Вскоре после этого я прихватил в больницу свой портативный «Сони». Было часа два или три ночи, и я сразу направился в психиатрическое отделение, в палату для тяжелобольных, где и записал пленку возле одного пациента, кататоника, страдающего амнезией. Он уже многие годы находился в больнице. Личность его так и не установили. Полиция подобрала его в районе. М-стрит в 1970 году, он бродил по улицам и ничего не помнил. С тех пор он не произнес ни слова. Хотя, может быть, его просто никто не слышал. Я спросил его, кто он такой и слышит ли меня, а потом включил магнитофон. Я записал целую кассету, а потом вернулся домой и прослушал ее. Результат оказался весьма странным. За все полчаса я обнаружил только пару участков пленки, где появился голос. Обычно запись напичкана голосами, хотя частенько они, разумеется, едва различимы. Здесь же – за исключением двух участков, о которых я упомянул, – пленка осталась чистой, и пустота эта сама по себе казалась необычной. Но что меня еще более поразило – я бы даже сказал испугало, – так это сами голоса. Оба раза звучал мужской голос, и я уверен, что он принадлежал именно этому пациенту-кататонику. Сначала голос произнес: «Я начинаю вспоминать». А потом я услышал, скорее всего, имя и фамилию пациента, то есть ответ на мой вопрос, а звучало это примерно так: «Джеймс Венамин», как мне помнится. От этого голоса меня почему-то бросило в дрожь, и я не отважился повторить свой эксперимент.

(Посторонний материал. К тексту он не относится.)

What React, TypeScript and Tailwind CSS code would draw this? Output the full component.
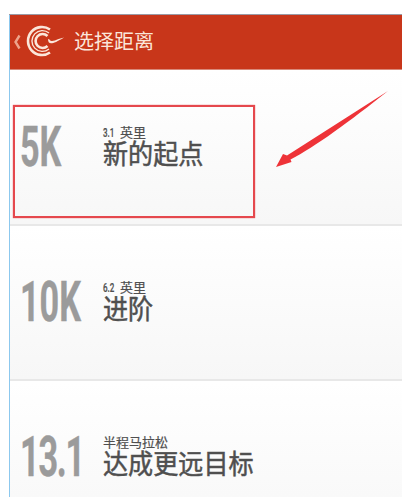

В конце года произошло важное, решающее событие. Поначалу я еще сомневался в том, что же именно мне удается слышать. Но все развивалось гораздо стремительней, чем я предполагал. Свой магнитофон я поменял на другой, высшего класса. В него была вмонтирована электронная подстройка скорости. Еще там имелся полосовой фильтр, который автоматически выбрасывал любые звуки, выходящие за рамки диапазона человеческого голоса.